Isso mostraria que determinado trabalho ajudou a “virar a página” (ou “mudou o paradigma”, como se diz no jargão) de determinada área, tornando-se o padrão ou grande base dali por diante. Seguindo essa lógica, o estudo de 1953 que descreve pela primeira vez a estrutura da molécula de DNA faz parte do 1% de estudos mais disruptivos da história, enquanto o rascunho do genoma humano, publicado em 2001 e considerado um marco na época, está entre os 10% menos disruptivos.

O cruzamento dos dados mostrou que, de um lado, a distância média entre membros de equipes científicas explodiu ao longo das últimas décadas, de uma média de 100 km para 1.000 km no caso de artigos e de 250 km para 750 km no que diz respeito às patentes. As colaborações de longuíssima distância -de equipes separadas por 2.500 km ou mais, por volta da distância entre a costa do Brasil e a da África Ocidental- saltaram de 2% para 15% do total de artigos.
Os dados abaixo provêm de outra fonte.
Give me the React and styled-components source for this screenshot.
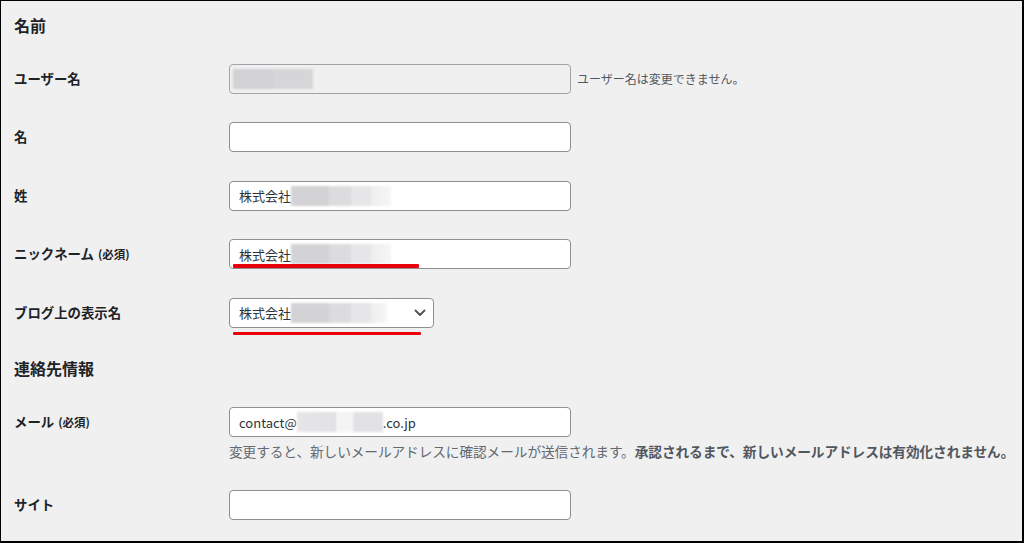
import React from "react";
import styled, { createGlobalStyle } from "styled-components";

const Global = createGlobalStyle`
  html, body { margin: 0; padding: 0; background: #f0f0f1; }
  body { font-family: "Noto Sans CJK JP", "Noto Sans", sans-serif; color: #1d2327; }
  * { box-sizing: border-box; }
`;

const Frame = styled.div`
  width: 1024px;
  height: 543px;
  overflow: hidden;
  background: #f0f0f1;
  border-style: solid;
  border-color: #000;
  border-width: 1px 2px 2px 1px;
  padding: 14px 0 0 13px;
`;

const Heading = styled.h2`
  margin: ${(p) => p.$top || 0}px 0 14.5px 0;
  font-size: 16px;
  line-height: 20px;
  font-weight: 700;
  color: #1d2327;
`;

const Row = styled.div`
  display: grid;
  grid-template-columns: 215px 1fr;
  align-items: start;
  padding: ${(p) => p.$pt ?? 14.25}px 0 ${(p) => p.$pb ?? 14.25}px 0;
`;

const Label = styled.div`
  font-size: 13.4px;
  line-height: 29px;
  font-weight: 700;
  color: #1d2327;
  white-space: nowrap;
`;

const Required = styled.span`
  font-size: 11.5px;
  font-weight: 700;
  margin-left: 4px;
`;

const Field = styled.div`
  display: flex;
  align-items: center;
  gap: 6px;
  position: relative;
`;

const TextBox = styled.div`
  width: ${(p) => p.$w || 342}px;
  height: 30px;
  border: 1px solid ${(p) => (p.$disabled ? "#a0a3a7" : "#8c8f94")};
  border-radius: 4px;
  background: ${(p) => (p.$disabled ? "#f0f0f1" : "#fff")};
  padding: 0 8px 0 9px;
  display: flex;
  align-items: center;
  font-size: 13px;
  color: #2c3338;
  position: relative;
  flex: none;
`;

const Blur = styled.span`
  display: inline-block;
  height: 20px;
  width: ${(p) => p.$w}px;
  margin-left: ${(p) => p.$ml || 0}px;
  background: ${(p) => p.$bg};
  filter: blur(1.2px);
  flex: none;
`;

const Note = styled.span`
  font-size: 12px;
  color: #50575e;
  white-space: nowrap;
`;

const Description = styled.p`
  margin: 5px 0 0 0;
  font-size: 13.7px;
  line-height: 18px;
  color: #646970;
  white-space: nowrap;
  letter-spacing: -0.1px;
  b { color: #50575e; font-weight: 700; }
`;

const Chevron = styled.svg`
  position: absolute;
  right: 7px;
  top: 50%;
  transform: translateY(-50%);
`;

const Underline = styled.div`
  position: absolute;
  left: 4px;
  top: ${(p) => p.$top}px;
  width: ${(p) => p.$w}px;
  height: 3.5px;
  background: #e8000b;
  border-radius: 1px;
`;

const FieldCol = styled.div`
  display: flex;
  flex-direction: column;
`;

const grayA =
  "linear-gradient(90deg, #d3d3d5 0, #d3d3d5 38px, #dcdcde 38px, #dcdcde 60px, #e6e6e8 60px, #e6e6e8 80px, #eeeeef 80px, #f6f6f7 100%)";
const grayUser =
  "linear-gradient(90deg, #d2d2d4 0, #d2d2d4 40px, #d6d6d8 40px, #d6d6d8 80px)";
const grayMail1 = "linear-gradient(90deg, #e6e6e8 0, #e2e2e4 100%)";

export default function App() {
  return (
    <>
      <Global />
      <Frame>
        <Heading>名前</Heading>

        <Row>
          <Label>ユーザー名</Label>
          <Field>
            <TextBox $disabled style={{ paddingLeft: 3 }}>
              <Blur $w={80} $bg={grayUser} />
            </TextBox>
            <Note>ユーザー名は変更できません。</Note>
          </Field>
        </Row>

        <Row>
          <Label>名</Label>
          <Field>
            <TextBox />
          </Field>
        </Row>

        <Row>
          <Label>姓</Label>
          <Field>
            <TextBox>
              株式会社
              <Blur $w={100} $bg={grayA} />
            </TextBox>
          </Field>
        </Row>

        <Row>
          <Label>
            ニックネーム<Required>(必須)</Required>
          </Label>
          <Field>
            <TextBox>
              株式会社
              <Blur $w={100} $bg={grayA} />
            </TextBox>
            <Underline $top={25} $w={186} />
          </Field>
        </Row>

        <Row>
          <Label>ブログ上の表示名</Label>
          <Field>
            <TextBox $w={205}>
              株式会社
              <Blur $w={96} $bg={grayA} />
              <Chevron width="12" height="8" viewBox="0 0 12 8" fill="none">
                <path d="M1.5 1.5 L6 6 L10.5 1.5" stroke="#50575e" strokeWidth="2" strokeLinecap="round" strokeLinejoin="round" />
              </Chevron>
            </TextBox>
            <Underline $top={34} $w={188} />
          </Field>
        </Row>

        <Heading $top={15.75}>連絡先情報</Heading>

        <Row $pt={15}>
          <Label>
            メール<Required>(必須)</Required>
          </Label>
          <FieldCol>
            <TextBox>
              contact@
              <Blur $w={40} $bg={grayMail1} />
              <Blur $w={16} $bg="#f4f4f5" />
              <Blur $w={30} $bg="#e2e2e4" />
              .co.jp
            </TextBox>
            <Description>
              変更すると、新しいメールアドレスに確認メールが送信されます。
              <b>承認されるまで、新しいメールアドレスは有効化されません。</b>
            </Description>
          </FieldCol>
        </Row>

        <Row $pt={15}>
          <Label>サイト</Label>
          <Field>
            <TextBox />
          </Field>
        </Row>
      </Frame>
    </>
  );
}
Entretanto, a probabilidade de um artigo ser considerado disruptivo cai de 28% para 22% em distâncias de colaboração com mais de 600 km, e de 67% para 55% no caso das patentes.

“Não queremos dar a impressão de que colaborações internacionais de pesquisa são desimportantes”, pondera Frey. “Por exemplo, as colaborações sino-americanas foram muito importantes para a transferência de conhecimento e a ascensão da ciência chinesa. O que nosso artigo sugere é que essas colaborações têm menos probabilidade de produzir grandes descobertas.”